#### Objective
Your task is to transcribe all of the data below exactly, omitting the images.

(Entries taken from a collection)
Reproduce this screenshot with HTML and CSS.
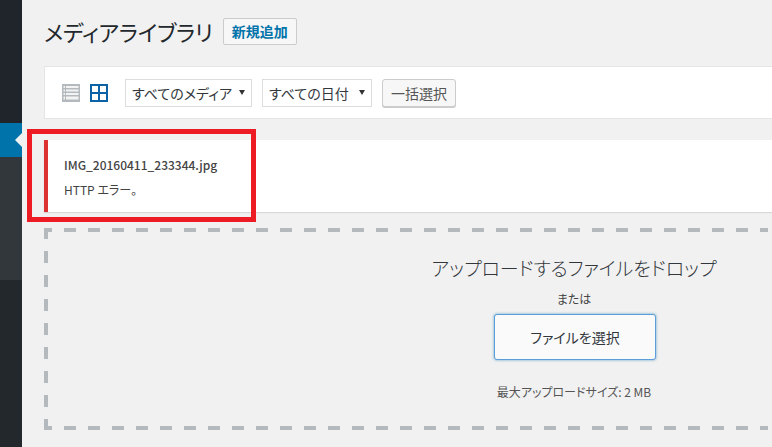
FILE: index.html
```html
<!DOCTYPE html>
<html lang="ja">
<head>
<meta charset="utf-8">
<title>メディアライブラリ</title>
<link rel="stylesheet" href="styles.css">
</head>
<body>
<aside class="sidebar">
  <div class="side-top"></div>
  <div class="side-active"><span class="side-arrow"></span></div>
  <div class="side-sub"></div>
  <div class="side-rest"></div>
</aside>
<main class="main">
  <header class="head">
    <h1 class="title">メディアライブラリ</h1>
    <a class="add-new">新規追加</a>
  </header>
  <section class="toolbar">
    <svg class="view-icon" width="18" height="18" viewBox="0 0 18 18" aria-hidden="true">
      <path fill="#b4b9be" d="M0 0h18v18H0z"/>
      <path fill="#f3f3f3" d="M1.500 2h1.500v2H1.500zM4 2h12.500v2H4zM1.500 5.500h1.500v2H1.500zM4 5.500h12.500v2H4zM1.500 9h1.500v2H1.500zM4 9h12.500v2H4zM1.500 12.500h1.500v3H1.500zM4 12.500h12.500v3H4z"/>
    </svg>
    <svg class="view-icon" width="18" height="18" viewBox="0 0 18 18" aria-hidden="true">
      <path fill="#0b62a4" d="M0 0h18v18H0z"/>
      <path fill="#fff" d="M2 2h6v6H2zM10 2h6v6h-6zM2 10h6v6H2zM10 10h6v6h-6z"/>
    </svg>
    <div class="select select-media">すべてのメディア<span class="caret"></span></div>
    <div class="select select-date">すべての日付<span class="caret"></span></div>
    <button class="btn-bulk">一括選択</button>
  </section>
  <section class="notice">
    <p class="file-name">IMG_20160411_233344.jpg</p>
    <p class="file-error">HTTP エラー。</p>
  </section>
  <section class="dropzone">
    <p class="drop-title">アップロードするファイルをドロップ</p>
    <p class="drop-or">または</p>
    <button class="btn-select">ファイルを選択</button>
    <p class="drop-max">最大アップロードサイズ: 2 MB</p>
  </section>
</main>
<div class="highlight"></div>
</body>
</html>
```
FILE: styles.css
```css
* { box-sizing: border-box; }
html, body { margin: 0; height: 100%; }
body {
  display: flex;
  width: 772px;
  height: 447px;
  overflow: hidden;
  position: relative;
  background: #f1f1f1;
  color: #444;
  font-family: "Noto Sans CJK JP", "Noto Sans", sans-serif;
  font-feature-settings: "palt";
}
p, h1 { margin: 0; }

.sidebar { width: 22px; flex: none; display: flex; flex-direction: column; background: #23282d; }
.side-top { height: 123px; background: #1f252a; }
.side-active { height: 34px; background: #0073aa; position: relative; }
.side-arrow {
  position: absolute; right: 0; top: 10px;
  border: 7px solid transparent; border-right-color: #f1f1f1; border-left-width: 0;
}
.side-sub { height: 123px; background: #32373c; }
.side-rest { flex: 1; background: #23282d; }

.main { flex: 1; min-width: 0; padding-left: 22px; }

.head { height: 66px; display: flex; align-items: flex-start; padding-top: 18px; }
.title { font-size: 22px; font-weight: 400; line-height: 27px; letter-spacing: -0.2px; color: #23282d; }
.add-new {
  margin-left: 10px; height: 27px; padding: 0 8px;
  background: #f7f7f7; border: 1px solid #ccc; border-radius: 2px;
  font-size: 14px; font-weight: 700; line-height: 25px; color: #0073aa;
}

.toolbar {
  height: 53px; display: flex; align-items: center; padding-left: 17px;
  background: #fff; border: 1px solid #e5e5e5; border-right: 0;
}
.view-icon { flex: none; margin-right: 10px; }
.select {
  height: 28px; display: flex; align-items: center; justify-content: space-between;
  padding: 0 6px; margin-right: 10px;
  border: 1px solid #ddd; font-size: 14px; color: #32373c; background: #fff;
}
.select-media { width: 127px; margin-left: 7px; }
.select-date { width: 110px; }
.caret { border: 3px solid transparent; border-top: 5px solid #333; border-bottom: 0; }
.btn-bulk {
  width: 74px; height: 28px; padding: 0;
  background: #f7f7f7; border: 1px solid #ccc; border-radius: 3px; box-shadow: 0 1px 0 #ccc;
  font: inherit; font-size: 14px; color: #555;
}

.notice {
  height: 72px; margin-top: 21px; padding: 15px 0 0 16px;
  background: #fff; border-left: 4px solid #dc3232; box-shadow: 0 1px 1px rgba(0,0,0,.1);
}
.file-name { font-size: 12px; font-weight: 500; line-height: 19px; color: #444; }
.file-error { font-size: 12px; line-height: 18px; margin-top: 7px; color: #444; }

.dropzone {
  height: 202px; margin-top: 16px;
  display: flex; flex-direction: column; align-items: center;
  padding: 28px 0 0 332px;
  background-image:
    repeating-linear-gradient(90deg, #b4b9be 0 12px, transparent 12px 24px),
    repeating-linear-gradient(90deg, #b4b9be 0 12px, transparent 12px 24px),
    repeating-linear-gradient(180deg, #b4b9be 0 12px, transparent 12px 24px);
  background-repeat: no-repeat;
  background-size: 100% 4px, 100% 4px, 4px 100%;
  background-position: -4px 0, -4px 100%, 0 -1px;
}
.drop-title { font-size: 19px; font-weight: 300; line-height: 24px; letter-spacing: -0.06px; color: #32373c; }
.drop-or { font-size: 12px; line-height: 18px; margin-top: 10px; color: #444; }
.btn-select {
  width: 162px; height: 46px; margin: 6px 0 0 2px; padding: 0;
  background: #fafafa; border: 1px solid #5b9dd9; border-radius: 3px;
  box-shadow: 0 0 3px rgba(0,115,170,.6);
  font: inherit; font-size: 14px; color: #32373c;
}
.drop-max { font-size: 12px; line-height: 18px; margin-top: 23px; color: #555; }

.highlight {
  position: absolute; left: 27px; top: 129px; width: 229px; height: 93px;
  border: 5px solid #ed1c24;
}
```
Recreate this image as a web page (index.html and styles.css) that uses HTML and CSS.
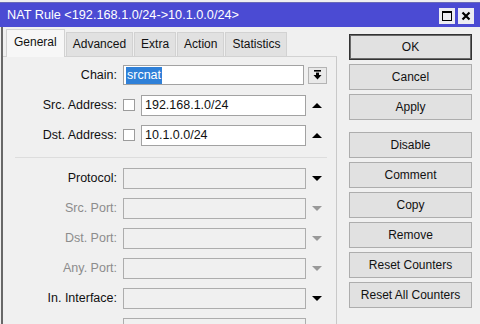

#### Reply to the exercise
Reproduce this screenshot with HTML and CSS.
FILE: index.html
```html
<!DOCTYPE html>
<html lang="ja">
<head>
<meta charset="utf-8">
<title>メディアライブラリ</title>
<link rel="stylesheet" href="styles.css">
</head>
<body>
<aside class="sidebar">
  <div class="side-top"></div>
  <div class="side-active"><span class="side-arrow"></span></div>
  <div class="side-sub"></div>
  <div class="side-rest"></div>
</aside>
<main class="main">
  <header class="head">
    <h1 class="title">メディアライブラリ</h1>
    <a class="add-new">新規追加</a>
  </header>
  <section class="toolbar">
    <svg class="view-icon" width="18" height="18" viewBox="0 0 18 18" aria-hidden="true">
      <path fill="#b4b9be" d="M0 0h18v18H0z"/>
      <path fill="#f3f3f3" d="M1.500 2h1.500v2H1.500zM4 2h12.500v2H4zM1.500 5.500h1.500v2H1.500zM4 5.500h12.500v2H4zM1.500 9h1.500v2H1.500zM4 9h12.500v2H4zM1.500 12.500h1.500v3H1.500zM4 12.500h12.500v3H4z"/>
    </svg>
    <svg class="view-icon" width="18" height="18" viewBox="0 0 18 18" aria-hidden="true">
      <path fill="#0b62a4" d="M0 0h18v18H0z"/>
      <path fill="#fff" d="M2 2h6v6H2zM10 2h6v6h-6zM2 10h6v6H2zM10 10h6v6h-6z"/>
    </svg>
    <div class="select select-media">すべてのメディア<span class="caret"></span></div>
    <div class="select select-date">すべての日付<span class="caret"></span></div>
    <button class="btn-bulk">一括選択</button>
  </section>
  <section class="notice">
    <p class="file-name">IMG_20160411_233344.jpg</p>
    <p class="file-error">HTTP エラー。</p>
  </section>
  <section class="dropzone">
    <p class="drop-title">アップロードするファイルをドロップ</p>
    <p class="drop-or">または</p>
    <button class="btn-select">ファイルを選択</button>
    <p class="drop-max">最大アップロードサイズ: 2 MB</p>
  </section>
</main>
<div class="highlight"></div>
</body>
</html>
```
FILE: styles.css
```css
* { box-sizing: border-box; }
html, body { margin: 0; height: 100%; }
body {
  display: flex;
  width: 772px;
  height: 447px;
  overflow: hidden;
  position: relative;
  background: #f1f1f1;
  color: #444;
  font-family: "Noto Sans CJK JP", "Noto Sans", sans-serif;
  font-feature-settings: "palt";
}
p, h1 { margin: 0; }

.sidebar { width: 22px; flex: none; display: flex; flex-direction: column; background: #23282d; }
.side-top { height: 123px; background: #1f252a; }
.side-active { height: 34px; background: #0073aa; position: relative; }
.side-arrow {
  position: absolute; right: 0; top: 10px;
  border: 7px solid transparent; border-right-color: #f1f1f1; border-left-width: 0;
}
.side-sub { height: 123px; background: #32373c; }
.side-rest { flex: 1; background: #23282d; }

.main { flex: 1; min-width: 0; padding-left: 22px; }

.head { height: 66px; display: flex; align-items: flex-start; padding-top: 18px; }
.title { font-size: 22px; font-weight: 400; line-height: 27px; letter-spacing: -0.2px; color: #23282d; }
.add-new {
  margin-left: 10px; height: 27px; padding: 0 8px;
  background: #f7f7f7; border: 1px solid #ccc; border-radius: 2px;
  font-size: 14px; font-weight: 700; line-height: 25px; color: #0073aa;
}

.toolbar {
  height: 53px; display: flex; align-items: center; padding-left: 17px;
  background: #fff; border: 1px solid #e5e5e5; border-right: 0;
}
.view-icon { flex: none; margin-right: 10px; }
.select {
  height: 28px; display: flex; align-items: center; justify-content: space-between;
  padding: 0 6px; margin-right: 10px;
  border: 1px solid #ddd; font-size: 14px; color: #32373c; background: #fff;
}
.select-media { width: 127px; margin-left: 7px; }
.select-date { width: 110px; }
.caret { border: 3px solid transparent; border-top: 5px solid #333; border-bottom: 0; }
.btn-bulk {
  width: 74px; height: 28px; padding: 0;
  background: #f7f7f7; border: 1px solid #ccc; border-radius: 3px; box-shadow: 0 1px 0 #ccc;
  font: inherit; font-size: 14px; color: #555;
}

.notice {
  height: 72px; margin-top: 21px; padding: 15px 0 0 16px;
  background: #fff; border-left: 4px solid #dc3232; box-shadow: 0 1px 1px rgba(0,0,0,.1);
}
.file-name { font-size: 12px; font-weight: 500; line-height: 19px; color: #444; }
.file-error { font-size: 12px; line-height: 18px; margin-top: 7px; color: #444; }

.dropzone {
  height: 202px; margin-top: 16px;
  display: flex; flex-direction: column; align-items: center;
  padding: 28px 0 0 332px;
  background-image:
    repeating-linear-gradient(90deg, #b4b9be 0 12px, transparent 12px 24px),
    repeating-linear-gradient(90deg, #b4b9be 0 12px, transparent 12px 24px),
    repeating-linear-gradient(180deg, #b4b9be 0 12px, transparent 12px 24px);
  background-repeat: no-repeat;
  background-size: 100% 4px, 100% 4px, 4px 100%;
  background-position: -4px 0, -4px 100%, 0 -1px;
}
.drop-title { font-size: 19px; font-weight: 300; line-height: 24px; letter-spacing: -0.06px; color: #32373c; }
.drop-or { font-size: 12px; line-height: 18px; margin-top: 10px; color: #444; }
.btn-select {
  width: 162px; height: 46px; margin: 6px 0 0 2px; padding: 0;
  background: #fafafa; border: 1px solid #5b9dd9; border-radius: 3px;
  box-shadow: 0 0 3px rgba(0,115,170,.6);
  font: inherit; font-size: 14px; color: #32373c;
}
.drop-max { font-size: 12px; line-height: 18px; margin-top: 23px; color: #555; }

.highlight {
  position: absolute; left: 27px; top: 129px; width: 229px; height: 93px;
  border: 5px solid #ed1c24;
}
```
Recreate this image as a web page (index.html and styles.css) that uses HTML and CSS.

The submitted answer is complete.